Before two weeks ago I had never heard of the name of Patrice Lumumba. Then I came across it twice.
Firstly, from reading Barbara Kingsolver’s book, ‘The Poisonwood Bible’, initially published in 1998. Then, during a random conversation with my uncle when he was recalling his younger years.
I know very little about the recent histories of African countries, save perhaps South Africa. It’s a bad gap to my knowledge, especially as so many of my family lived for several years in Kenya or Uganda. That’s why novels like Kingsolver’s are fascinating to me. I get to learn a little bit as well as become immersed in the drama.
The book is set mainly in the Belgian Congo from 1959. An evangelical Baptist minister, Nathan Price, arrives from the US, from a town called Bethlehem, with his wife and four daughters. Kilanga, their new home is in a remote part of the Congo, and the people there live a fairly self-sufficient but subsistence lifestyle. One of the daughters, Adah, who has a disability, finds herself almost in the norm given how many of the people in the village have physical impairments.

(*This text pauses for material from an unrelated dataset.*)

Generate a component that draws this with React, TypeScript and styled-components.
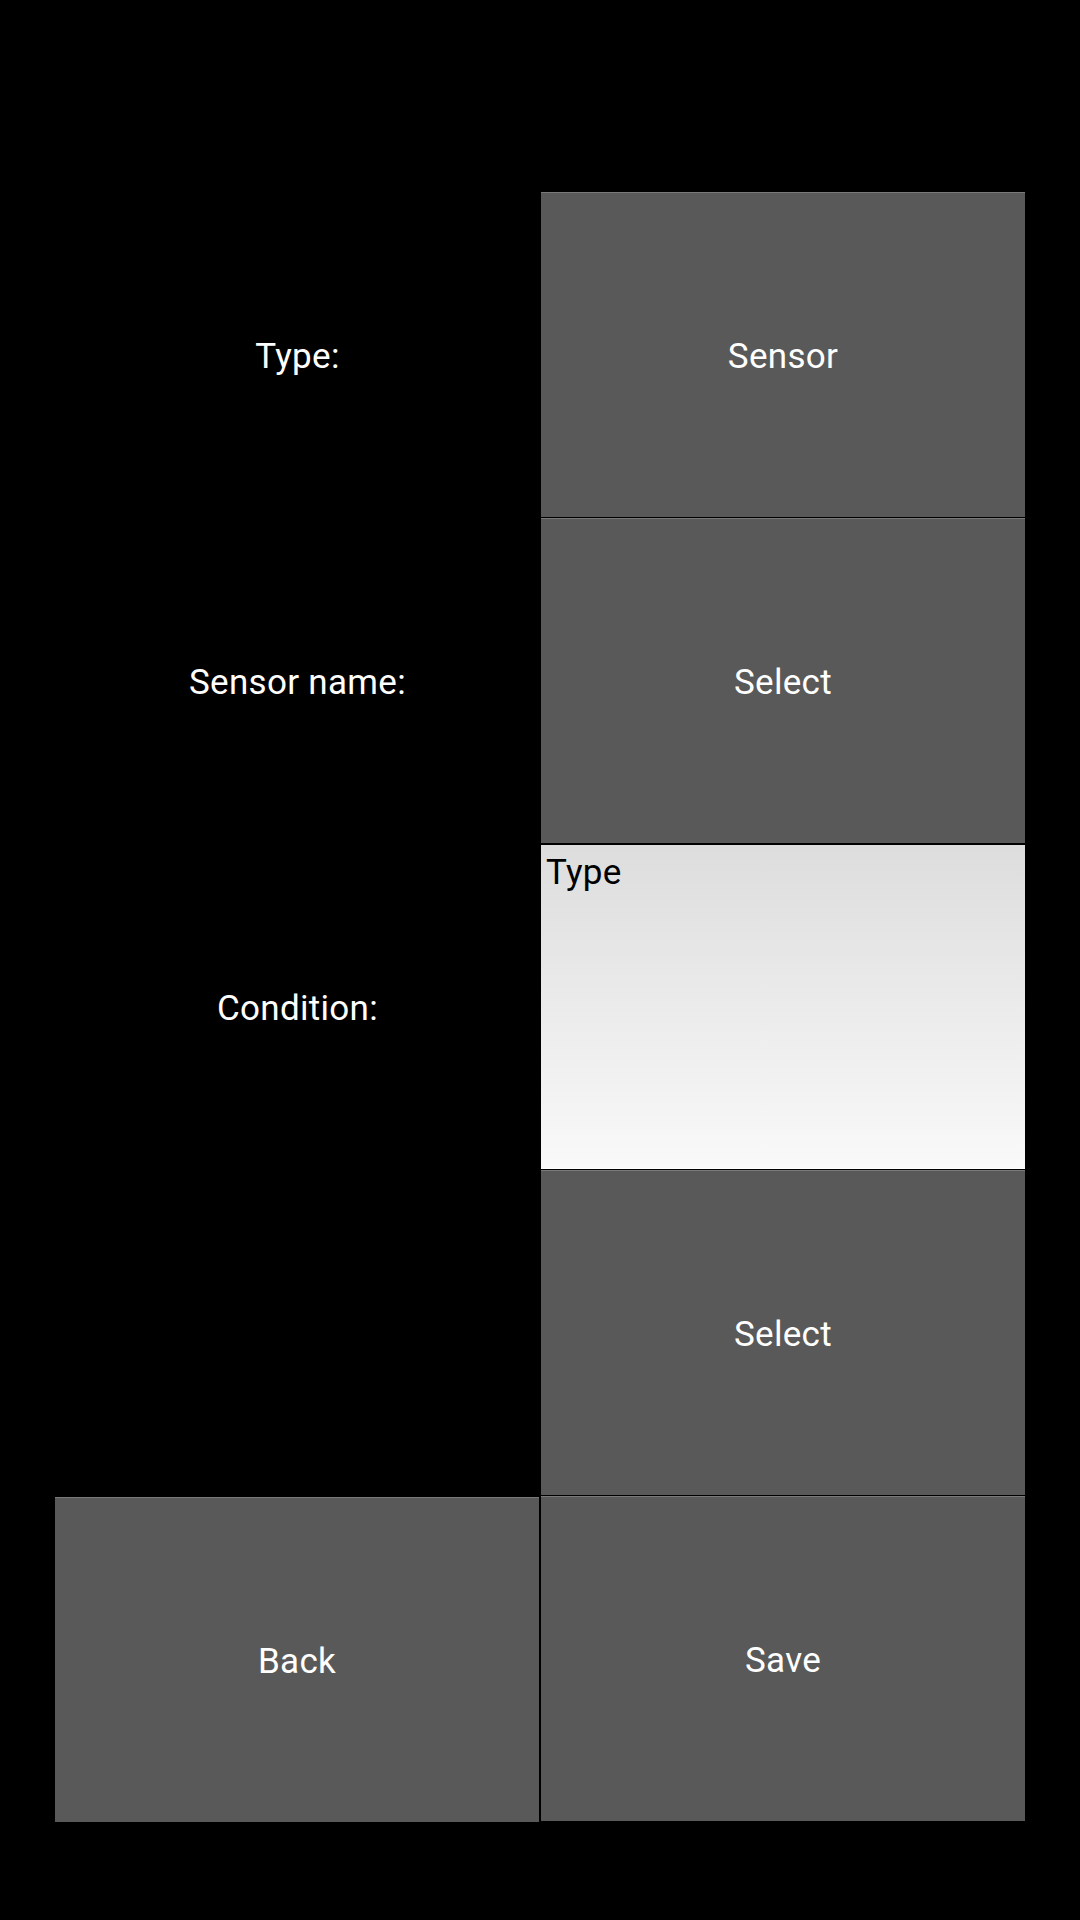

The book is divided into sections and the chapters within those sections are narrated by the mother from a retrospective view, and her daughters as they experience life then. There is no direct voice given to Nathan but his presence, in the first two thirds of the book is palpable. He’s dictatorial with his family and wants to direct (in God’s name) the village and also the land, ultimately failing at both because he refuses to listen to or to learn from them: baptism in the river is out of the question because of the crocodiles; planting American seeds his way wouldn’t work because the rains and insects were different here.
He doesn’t even really attempt to learn the language, throwing out the odd grabbed word with no proper comprehension of how it could be used. He calls Jesus a ‘Bangala’, but one of his daughters notes that he pronounces it wrongly, announcing that Jesus is a ‘poisonwood tree’ rather than a ‘precious thing’.
His middle daughter Leah, Adah’s twin sister, is in his thrall to begin with, trying, mostly in vain, to do right by his decree. Rachel, the eldest, cannot stand this family adventure, yearning for those American mod cons like shampoo and society balls, and refusing to really partake in their whole life there until she has no choice. The youngest, Ruth May, adapts, as young children often do, the most easily to the new world they now live in. The mother’s own voice, which begins each section, is mostly lyrical and unearthly, hollowed out as she is by loss.
Lumumba’s name starts cropping up as the country is getting ready for its first general election in 1960, having finally won the right to govern themselves. He is eventually democratically elected Prime Minister, and then quickly murdered in a coup sanctioned by the US.
I liked the book most when it centred on this village, before it went out and explored the bigger picture using the daughters as they grow up. I found the language rich, and the individual characters of each of the daughters well drawn. Although not a huge amount of action happens here, there is texture and layers as the slightly different viewpoints start stacking up.
When they leave the village and the stories of the daughters’ lives as adults are told, I was less invested. It felt a little more expositional, but it still managed to make me rage at the injustices piled up on that nation.
My uncle never went to the Congo but lived, in his teens, in Uganda in the late fifties and early sixties and would have read the news about the neighbouring country. ‘Patrice Lumumba,’ my uncle said, ‘was a good man.’
Overall, I think that Barbara Kingsolver is a terrific writer. Having a fictional drama overlayed onto a historical setting is a hard thing to do, and while I don’t think she pulls it off completely – the political backdrop, when it comes in, feels a bit heavy-handed – her fantastic descriptions and often poetic language make this book well worth reading.

I’ve been thinking about reading her ‘Demon Copperhead’ as it’s based on ‘David Copperfield’ but set in the US. Enjoyed your review.
Yes, given what I’ve read with this book, I want to read DC too. Not just yet though. Got a pile of others to get through.